[Dataset records]
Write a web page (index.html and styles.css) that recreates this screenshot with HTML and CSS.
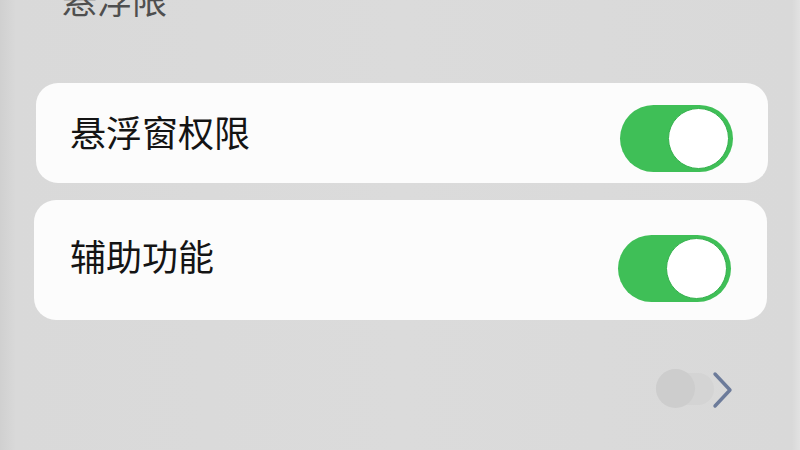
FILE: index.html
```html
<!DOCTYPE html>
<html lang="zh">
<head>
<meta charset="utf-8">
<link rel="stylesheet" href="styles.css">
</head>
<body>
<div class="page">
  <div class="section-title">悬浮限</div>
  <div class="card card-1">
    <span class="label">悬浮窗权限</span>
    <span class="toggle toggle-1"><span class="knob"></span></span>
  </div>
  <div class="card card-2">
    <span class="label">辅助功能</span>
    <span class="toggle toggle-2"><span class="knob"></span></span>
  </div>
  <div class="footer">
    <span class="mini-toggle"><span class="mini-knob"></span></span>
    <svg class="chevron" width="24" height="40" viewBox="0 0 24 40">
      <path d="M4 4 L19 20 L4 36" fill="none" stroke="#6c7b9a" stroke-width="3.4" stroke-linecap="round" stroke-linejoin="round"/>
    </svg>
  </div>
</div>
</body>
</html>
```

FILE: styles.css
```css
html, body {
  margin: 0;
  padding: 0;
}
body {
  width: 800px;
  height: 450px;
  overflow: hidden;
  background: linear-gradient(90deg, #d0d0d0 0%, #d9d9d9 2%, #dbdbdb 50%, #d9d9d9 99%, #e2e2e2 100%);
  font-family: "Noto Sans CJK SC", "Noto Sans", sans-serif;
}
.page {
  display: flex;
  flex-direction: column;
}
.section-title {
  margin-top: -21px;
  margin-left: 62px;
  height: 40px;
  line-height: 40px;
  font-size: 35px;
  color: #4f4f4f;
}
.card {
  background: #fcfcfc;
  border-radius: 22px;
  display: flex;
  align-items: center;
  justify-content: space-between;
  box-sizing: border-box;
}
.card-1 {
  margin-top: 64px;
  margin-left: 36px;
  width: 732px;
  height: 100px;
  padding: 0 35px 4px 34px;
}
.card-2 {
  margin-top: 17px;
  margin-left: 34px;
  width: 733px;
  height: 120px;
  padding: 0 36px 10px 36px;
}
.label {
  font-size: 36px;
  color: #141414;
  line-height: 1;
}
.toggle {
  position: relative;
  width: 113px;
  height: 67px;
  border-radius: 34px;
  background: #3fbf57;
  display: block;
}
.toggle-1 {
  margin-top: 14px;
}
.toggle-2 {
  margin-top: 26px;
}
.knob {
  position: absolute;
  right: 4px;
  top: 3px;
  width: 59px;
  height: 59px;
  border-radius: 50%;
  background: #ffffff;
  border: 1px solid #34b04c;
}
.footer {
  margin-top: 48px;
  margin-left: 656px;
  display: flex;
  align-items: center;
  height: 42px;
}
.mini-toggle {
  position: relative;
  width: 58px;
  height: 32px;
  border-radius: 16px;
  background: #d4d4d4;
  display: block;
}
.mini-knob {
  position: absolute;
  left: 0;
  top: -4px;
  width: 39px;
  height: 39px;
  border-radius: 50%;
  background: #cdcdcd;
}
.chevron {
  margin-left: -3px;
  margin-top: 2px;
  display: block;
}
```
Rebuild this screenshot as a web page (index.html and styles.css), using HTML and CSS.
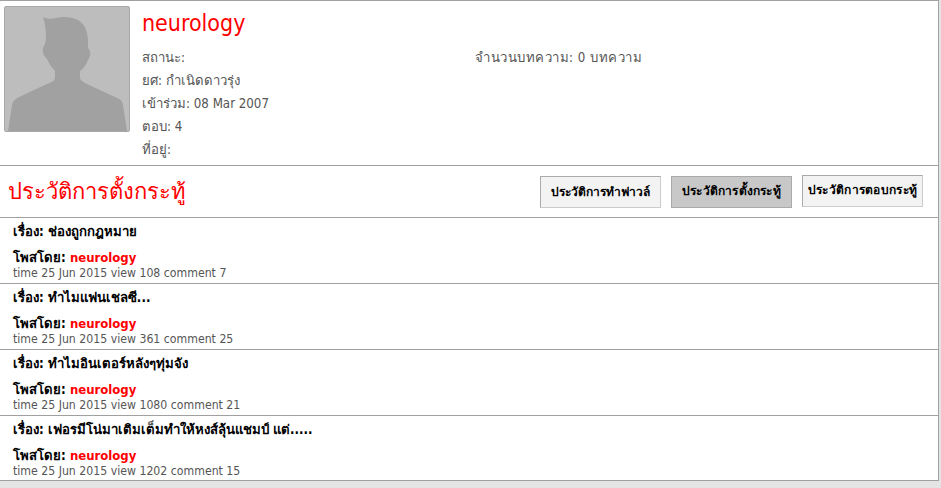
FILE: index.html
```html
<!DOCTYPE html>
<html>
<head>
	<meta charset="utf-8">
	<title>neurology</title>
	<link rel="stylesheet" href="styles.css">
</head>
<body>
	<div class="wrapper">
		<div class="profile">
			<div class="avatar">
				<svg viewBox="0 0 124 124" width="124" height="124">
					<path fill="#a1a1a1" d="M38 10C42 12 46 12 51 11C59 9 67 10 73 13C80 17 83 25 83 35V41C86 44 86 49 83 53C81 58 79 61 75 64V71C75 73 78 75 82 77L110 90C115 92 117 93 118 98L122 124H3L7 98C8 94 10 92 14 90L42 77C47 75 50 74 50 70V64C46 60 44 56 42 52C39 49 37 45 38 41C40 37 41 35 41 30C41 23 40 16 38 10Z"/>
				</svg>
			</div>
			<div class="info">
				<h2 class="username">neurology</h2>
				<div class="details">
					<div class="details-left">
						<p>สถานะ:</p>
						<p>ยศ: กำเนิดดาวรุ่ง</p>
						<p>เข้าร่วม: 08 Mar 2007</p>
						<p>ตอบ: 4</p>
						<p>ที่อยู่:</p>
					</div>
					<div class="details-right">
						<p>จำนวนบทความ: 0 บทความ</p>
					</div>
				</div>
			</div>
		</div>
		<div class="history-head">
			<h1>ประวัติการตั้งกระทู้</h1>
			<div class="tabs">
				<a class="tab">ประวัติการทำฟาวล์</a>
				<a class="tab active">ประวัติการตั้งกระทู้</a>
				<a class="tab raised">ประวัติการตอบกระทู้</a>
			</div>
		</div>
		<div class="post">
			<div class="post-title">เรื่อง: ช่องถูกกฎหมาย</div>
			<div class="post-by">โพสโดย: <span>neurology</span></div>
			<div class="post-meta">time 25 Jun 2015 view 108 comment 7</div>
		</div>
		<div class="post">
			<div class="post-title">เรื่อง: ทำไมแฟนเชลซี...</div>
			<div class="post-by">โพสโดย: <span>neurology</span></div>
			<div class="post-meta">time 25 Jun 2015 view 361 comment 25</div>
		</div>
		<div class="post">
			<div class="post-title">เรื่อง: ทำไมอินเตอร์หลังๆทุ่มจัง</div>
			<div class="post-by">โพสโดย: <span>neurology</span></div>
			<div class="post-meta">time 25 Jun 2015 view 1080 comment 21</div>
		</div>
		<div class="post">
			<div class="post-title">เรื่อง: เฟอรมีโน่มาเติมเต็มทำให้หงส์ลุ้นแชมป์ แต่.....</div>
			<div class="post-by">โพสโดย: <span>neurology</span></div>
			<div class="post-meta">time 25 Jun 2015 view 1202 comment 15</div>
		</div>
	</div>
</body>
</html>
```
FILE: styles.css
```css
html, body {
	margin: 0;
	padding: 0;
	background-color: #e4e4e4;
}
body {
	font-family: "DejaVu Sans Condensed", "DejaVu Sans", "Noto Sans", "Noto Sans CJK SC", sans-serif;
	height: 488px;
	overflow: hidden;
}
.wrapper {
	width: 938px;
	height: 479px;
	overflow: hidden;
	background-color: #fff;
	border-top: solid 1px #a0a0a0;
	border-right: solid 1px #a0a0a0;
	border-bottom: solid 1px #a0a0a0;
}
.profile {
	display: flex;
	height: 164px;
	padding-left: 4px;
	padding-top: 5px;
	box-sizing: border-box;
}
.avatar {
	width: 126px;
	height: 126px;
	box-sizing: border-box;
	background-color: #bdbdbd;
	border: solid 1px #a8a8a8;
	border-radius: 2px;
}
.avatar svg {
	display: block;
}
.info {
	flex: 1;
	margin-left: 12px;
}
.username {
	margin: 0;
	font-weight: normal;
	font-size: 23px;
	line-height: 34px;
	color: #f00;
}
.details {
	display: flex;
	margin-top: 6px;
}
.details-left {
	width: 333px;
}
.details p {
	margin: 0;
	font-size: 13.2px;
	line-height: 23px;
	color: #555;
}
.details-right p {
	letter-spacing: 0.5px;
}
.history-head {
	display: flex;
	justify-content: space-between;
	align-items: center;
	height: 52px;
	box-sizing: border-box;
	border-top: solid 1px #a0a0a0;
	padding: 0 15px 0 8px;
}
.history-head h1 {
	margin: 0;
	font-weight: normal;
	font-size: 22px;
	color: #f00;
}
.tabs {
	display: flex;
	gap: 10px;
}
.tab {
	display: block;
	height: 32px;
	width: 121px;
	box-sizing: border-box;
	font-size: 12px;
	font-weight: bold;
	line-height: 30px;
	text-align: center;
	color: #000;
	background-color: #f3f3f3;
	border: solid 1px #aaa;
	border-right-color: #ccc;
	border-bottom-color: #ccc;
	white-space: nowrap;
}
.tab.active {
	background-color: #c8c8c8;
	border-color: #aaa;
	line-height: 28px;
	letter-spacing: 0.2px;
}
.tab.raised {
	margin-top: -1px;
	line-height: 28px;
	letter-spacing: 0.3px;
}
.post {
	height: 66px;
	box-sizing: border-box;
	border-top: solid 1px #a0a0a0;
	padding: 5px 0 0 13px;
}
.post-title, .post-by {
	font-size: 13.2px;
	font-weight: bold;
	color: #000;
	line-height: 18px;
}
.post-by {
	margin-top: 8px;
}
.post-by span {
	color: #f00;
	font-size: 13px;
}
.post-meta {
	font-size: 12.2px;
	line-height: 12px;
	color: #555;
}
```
--
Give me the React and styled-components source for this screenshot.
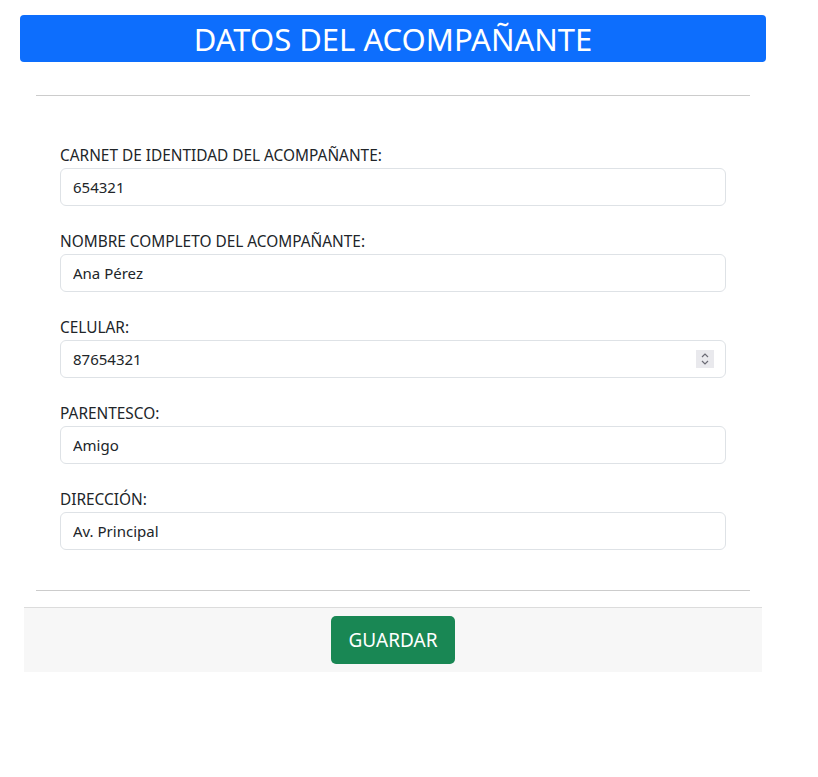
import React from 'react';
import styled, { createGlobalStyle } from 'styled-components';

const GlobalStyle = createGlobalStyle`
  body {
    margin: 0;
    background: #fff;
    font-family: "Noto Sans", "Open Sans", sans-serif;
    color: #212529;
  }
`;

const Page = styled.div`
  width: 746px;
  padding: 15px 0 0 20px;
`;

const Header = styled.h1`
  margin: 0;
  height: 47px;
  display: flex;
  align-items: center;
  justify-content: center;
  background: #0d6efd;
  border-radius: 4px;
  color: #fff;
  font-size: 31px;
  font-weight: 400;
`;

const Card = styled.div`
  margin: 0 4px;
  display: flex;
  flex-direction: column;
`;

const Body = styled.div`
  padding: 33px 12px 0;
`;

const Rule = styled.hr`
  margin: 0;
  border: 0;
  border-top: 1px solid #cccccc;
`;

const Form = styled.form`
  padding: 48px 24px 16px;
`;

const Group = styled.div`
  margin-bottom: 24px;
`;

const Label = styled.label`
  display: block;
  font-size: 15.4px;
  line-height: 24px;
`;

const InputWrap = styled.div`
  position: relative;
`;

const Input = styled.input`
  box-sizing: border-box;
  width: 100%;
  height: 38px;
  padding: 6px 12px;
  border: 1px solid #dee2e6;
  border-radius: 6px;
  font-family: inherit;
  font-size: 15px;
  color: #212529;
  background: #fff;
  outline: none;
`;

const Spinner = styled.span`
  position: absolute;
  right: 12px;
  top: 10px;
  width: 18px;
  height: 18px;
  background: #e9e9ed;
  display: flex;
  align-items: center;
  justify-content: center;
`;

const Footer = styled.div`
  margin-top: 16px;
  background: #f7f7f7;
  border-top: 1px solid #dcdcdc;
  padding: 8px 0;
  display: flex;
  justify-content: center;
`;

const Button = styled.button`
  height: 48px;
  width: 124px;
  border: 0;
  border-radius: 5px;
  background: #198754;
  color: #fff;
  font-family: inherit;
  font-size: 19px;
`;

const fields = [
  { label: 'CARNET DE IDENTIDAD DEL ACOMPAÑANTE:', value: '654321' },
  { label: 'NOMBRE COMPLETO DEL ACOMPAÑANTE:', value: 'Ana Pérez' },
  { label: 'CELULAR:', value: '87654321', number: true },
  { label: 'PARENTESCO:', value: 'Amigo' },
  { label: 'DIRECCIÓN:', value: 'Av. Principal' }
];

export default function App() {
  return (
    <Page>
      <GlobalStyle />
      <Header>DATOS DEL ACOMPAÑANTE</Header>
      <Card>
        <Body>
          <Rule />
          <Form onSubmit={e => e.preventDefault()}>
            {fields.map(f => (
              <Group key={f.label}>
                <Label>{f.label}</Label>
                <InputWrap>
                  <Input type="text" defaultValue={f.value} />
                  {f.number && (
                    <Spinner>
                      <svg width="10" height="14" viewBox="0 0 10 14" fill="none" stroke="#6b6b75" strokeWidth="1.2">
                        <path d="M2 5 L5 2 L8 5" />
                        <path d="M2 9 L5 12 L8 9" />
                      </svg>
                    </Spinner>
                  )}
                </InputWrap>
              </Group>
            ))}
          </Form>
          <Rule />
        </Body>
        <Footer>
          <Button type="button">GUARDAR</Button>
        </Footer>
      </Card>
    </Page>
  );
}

» AIM: From the entries above, select each line containing the string "this".

» PROBLEM SOLUTION:
Write a web page (index.html and styles.css) that recreates this screenshot with HTML and CSS.
Rebuild this screenshot as a web page (index.html and styles.css), using HTML and CSS.
Give me the React and styled-components source for this screenshot.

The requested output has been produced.